» **What is being asked**: Output each line exactly as it appears, skipping any embedded picture.

┏━━

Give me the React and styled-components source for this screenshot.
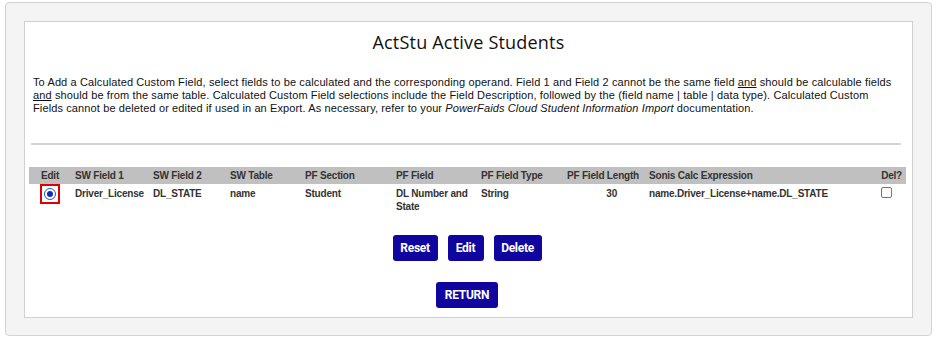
import React from "react";
import styled, { createGlobalStyle } from "styled-components";

const Global = createGlobalStyle`
  html, body { margin: 0; padding: 0; background: #ffffff; }
  body { font-family: "Liberation Sans", Arial, sans-serif; }
`;

const Outer = styled.div`
  margin: 2px 4px 0 5px;
  height: 334px;
  box-sizing: border-box;
  background: #f4f4f4;
  border: 1px solid #d3d3d3;
  border-radius: 4px;
  padding: 18px 18px 0 18px;
`;

const Inner = styled.div`
  background: #ffffff;
  border: 1px solid #d0d0d0;
  height: 297px;
  box-sizing: border-box;
  padding: 7px 4px 0 4px;
  display: flex;
  flex-direction: column;
`;

const Title = styled.h1`
  margin: 0;
  text-align: center;
  font-family: "Open Sans", "Segoe UI", sans-serif;
  font-weight: 400;
  font-size: 18px;
  letter-spacing: 0.2px;
  line-height: 26px;
  color: #111;
`;

const Intro = styled.p`
  margin: 21px 13px 0 4px;
  font-size: 11px;
  letter-spacing: 0.12px;
  line-height: 13px;
  color: #111;
`;

const Rule = styled.hr`
  margin: 28px 7px 0 2px;
  border: 0;
  border-top: 2px solid #d4d4d4;
  height: 0;
`;

const Table = styled.table`
  margin: 22px 7px 0 0;
  border-collapse: collapse;
  table-layout: fixed;
  width: 877px;
  font-family: "Liberation Sans", Arial, sans-serif;
  font-size: 10px;
  letter-spacing: -0.2px;
  font-weight: 700;
  color: #333;
`;

const Th = styled.th`
  background: #c0c0c0;
  height: 17px;
  padding: 0 4px;
  text-align: ${(p) => p.$align || "left"};
  font-weight: 700;
  color: #333;
  white-space: nowrap;
`;

const Td = styled.td`
  vertical-align: top;
  padding: ${(p) => (p.$pt != null ? p.$pt : 3)}px ${(p) => (p.$pr != null ? p.$pr : 4)}px 3px 4px;
  line-height: 13px;
  text-align: ${(p) => p.$align || "left"};
`;

const RadioBox = styled.span`
  display: inline-flex;
  align-items: center;
  justify-content: center;
  width: 20px;
  height: 20px;
  box-sizing: border-box;
  border: 2px solid #e00000;
  vertical-align: top;
`;

const Radio = styled.span`
  width: 12px;
  height: 12px;
  border-radius: 50%;
  border: 1px solid #1a5fd0;
  box-sizing: border-box;
  display: flex;
  align-items: center;
  justify-content: center;
  background: #fff;
  &::after {
    content: "";
    width: 6px;
    height: 6px;
    border-radius: 50%;
    background: #0a2fb0;
  }
`;

const Check = styled.span`
  display: inline-block;
  width: 11px;
  height: 11px;
  box-sizing: border-box;
  border: 1px solid #767676;
  border-radius: 2px;
  background: #fff;
  margin: 0 2px 0 0;
`;

const ButtonRow = styled.div`
  display: flex;
  justify-content: center;
  gap: ${(p) => p.$gap || 10}px;
  margin-top: ${(p) => p.$mt}px;
  padding-right: 3px;
`;

const Button = styled.button`
  height: 26px;
  min-width: ${(p) => p.$w}px;
  padding: 0 6px;
  background: #10069f;
  color: #fff;
  border: 0;
  border-radius: 3px;
  font-family: Roboto, "Liberation Sans", Arial, sans-serif;
  font-weight: 700;
  font-size: 12px;
  letter-spacing: -0.3px;
`;

const cols = [42, 78, 77, 75, 91, 85, 86, 82, 215, 46];

export default function App() {
  return (
    <>
      <Global />
      <Outer>
        <Inner>
          <Title>ActStu Active Students</Title>
          <Intro>
            To Add a Calculated Custom Field, select fields to be calculated and the corresponding operand. Field 1 and
            Field 2 cannot be the same field <u>and</u> should be calculable fields <u>and</u> should be from the same
            table. Calculated Custom Field selections include the Field Description, followed by the (field name | table
            | data type). Calculated Custom Fields cannot be deleted or edited if used in an Export. As necessary, refer
            to your <i>PowerFaids Cloud Student Information Import</i> documentation.
          </Intro>
          <Rule />
          <Table>
            <colgroup>
              {cols.map((w, i) => (
                <col key={i} style={{ width: w }} />
              ))}
            </colgroup>
            <thead>
              <tr>
                <Th $align="center">Edit</Th>
                <Th>SW Field 1</Th>
                <Th>SW Field 2</Th>
                <Th>SW Table</Th>
                <Th>PF Section</Th>
                <Th>PF Field</Th>
                <Th>PF Field Type</Th>
                <Th>PF Field Length</Th>
                <Th>Sonis Calc Expression</Th>
                <Th $align="right">Del?</Th>
              </tr>
            </thead>
            <tbody>
              <tr>
                <Td $align="center" $pt={0}>
                  <RadioBox>
                    <Radio />
                  </RadioBox>
                </Td>
                <Td>Driver_License</Td>
                <Td>DL_STATE</Td>
                <Td>name</Td>
                <Td>Student</Td>
                <Td>DL Number and State</Td>
                <Td>String</Td>
                <Td $align="right" $pr={28}>30</Td>
                <Td>name.Driver_License+name.DL_STATE</Td>
                <Td $align="right" $pr={12}>
                  <Check />
                </Td>
              </tr>
            </tbody>
          </Table>
          <ButtonRow $mt={19}>
            <Button $w={45}>Reset</Button>
            <Button $w={36}>Edit</Button>
            <Button $w={48}>Delete</Button>
          </ButtonRow>
          <ButtonRow $mt={21}>
            <Button $w={62}>RETURN</Button>
          </ButtonRow>
        </Inner>
      </Outer>
    </>
  );
}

┗━━

» **Full solution**:
Give me the React and styled-components source for this screenshot.
import React from "react";
import styled, { createGlobalStyle } from "styled-components";

const Global = createGlobalStyle`
  html, body { margin: 0; padding: 0; background: #ffffff; }
  body { font-family: "Liberation Sans", Arial, sans-serif; }
`;

const Outer = styled.div`
  margin: 2px 4px 0 5px;
  height: 334px;
  box-sizing: border-box;
  background: #f4f4f4;
  border: 1px solid #d3d3d3;
  border-radius: 4px;
  padding: 18px 18px 0 18px;
`;

const Inner = styled.div`
  background: #ffffff;
  border: 1px solid #d0d0d0;
  height: 297px;
  box-sizing: border-box;
  padding: 7px 4px 0 4px;
  display: flex;
  flex-direction: column;
`;

const Title = styled.h1`
  margin: 0;
  text-align: center;
  font-family: "Open Sans", "Segoe UI", sans-serif;
  font-weight: 400;
  font-size: 18px;
  letter-spacing: 0.2px;
  line-height: 26px;
  color: #111;
`;

const Intro = styled.p`
  margin: 21px 13px 0 4px;
  font-size: 11px;
  letter-spacing: 0.12px;
  line-height: 13px;
  color: #111;
`;

const Rule = styled.hr`
  margin: 28px 7px 0 2px;
  border: 0;
  border-top: 2px solid #d4d4d4;
  height: 0;
`;

const Table = styled.table`
  margin: 22px 7px 0 0;
  border-collapse: collapse;
  table-layout: fixed;
  width: 877px;
  font-family: "Liberation Sans", Arial, sans-serif;
  font-size: 10px;
  letter-spacing: -0.2px;
  font-weight: 700;
  color: #333;
`;

const Th = styled.th`
  background: #c0c0c0;
  height: 17px;
  padding: 0 4px;
  text-align: ${(p) => p.$align || "left"};
  font-weight: 700;
  color: #333;
  white-space: nowrap;
`;

const Td = styled.td`
  vertical-align: top;
  padding: ${(p) => (p.$pt != null ? p.$pt : 3)}px ${(p) => (p.$pr != null ? p.$pr : 4)}px 3px 4px;
  line-height: 13px;
  text-align: ${(p) => p.$align || "left"};
`;

const RadioBox = styled.span`
  display: inline-flex;
  align-items: center;
  justify-content: center;
  width: 20px;
  height: 20px;
  box-sizing: border-box;
  border: 2px solid #e00000;
  vertical-align: top;
`;

const Radio = styled.span`
  width: 12px;
  height: 12px;
  border-radius: 50%;
  border: 1px solid #1a5fd0;
  box-sizing: border-box;
  display: flex;
  align-items: center;
  justify-content: center;
  background: #fff;
  &::after {
    content: "";
    width: 6px;
    height: 6px;
    border-radius: 50%;
    background: #0a2fb0;
  }
`;

const Check = styled.span`
  display: inline-block;
  width: 11px;
  height: 11px;
  box-sizing: border-box;
  border: 1px solid #767676;
  border-radius: 2px;
  background: #fff;
  margin: 0 2px 0 0;
`;

const ButtonRow = styled.div`
  display: flex;
  justify-content: center;
  gap: ${(p) => p.$gap || 10}px;
  margin-top: ${(p) => p.$mt}px;
  padding-right: 3px;
`;

const Button = styled.button`
  height: 26px;
  min-width: ${(p) => p.$w}px;
  padding: 0 6px;
  background: #10069f;
  color: #fff;
  border: 0;
  border-radius: 3px;
  font-family: Roboto, "Liberation Sans", Arial, sans-serif;
  font-weight: 700;
  font-size: 12px;
  letter-spacing: -0.3px;
`;

const cols = [42, 78, 77, 75, 91, 85, 86, 82, 215, 46];

export default function App() {
  return (
    <>
      <Global />
      <Outer>
        <Inner>
          <Title>ActStu Active Students</Title>
          <Intro>
            To Add a Calculated Custom Field, select fields to be calculated and the corresponding operand. Field 1 and
            Field 2 cannot be the same field <u>and</u> should be calculable fields <u>and</u> should be from the same
            table. Calculated Custom Field selections include the Field Description, followed by the (field name | table
            | data type). Calculated Custom Fields cannot be deleted or edited if used in an Export. As necessary, refer
            to your <i>PowerFaids Cloud Student Information Import</i> documentation.
          </Intro>
          <Rule />
          <Table>
            <colgroup>
              {cols.map((w, i) => (
                <col key={i} style={{ width: w }} />
              ))}
            </colgroup>
            <thead>
              <tr>
                <Th $align="center">Edit</Th>
                <Th>SW Field 1</Th>
                <Th>SW Field 2</Th>
                <Th>SW Table</Th>
                <Th>PF Section</Th>
                <Th>PF Field</Th>
                <Th>PF Field Type</Th>
                <Th>PF Field Length</Th>
                <Th>Sonis Calc Expression</Th>
                <Th $align="right">Del?</Th>
              </tr>
            </thead>
            <tbody>
              <tr>
                <Td $align="center" $pt={0}>
                  <RadioBox>
                    <Radio />
                  </RadioBox>
                </Td>
                <Td>Driver_License</Td>
                <Td>DL_STATE</Td>
                <Td>name</Td>
                <Td>Student</Td>
                <Td>DL Number and State</Td>
                <Td>String</Td>
                <Td $align="right" $pr={28}>30</Td>
                <Td>name.Driver_License+name.DL_STATE</Td>
                <Td $align="right" $pr={12}>
                  <Check />
                </Td>
              </tr>
            </tbody>
          </Table>
          <ButtonRow $mt={19}>
            <Button $w={45}>Reset</Button>
            <Button $w={36}>Edit</Button>
            <Button $w={48}>Delete</Button>
          </ButtonRow>
          <ButtonRow $mt={21}>
            <Button $w={62}>RETURN</Button>
          </ButtonRow>
        </Inner>
      </Outer>
    </>
  );
}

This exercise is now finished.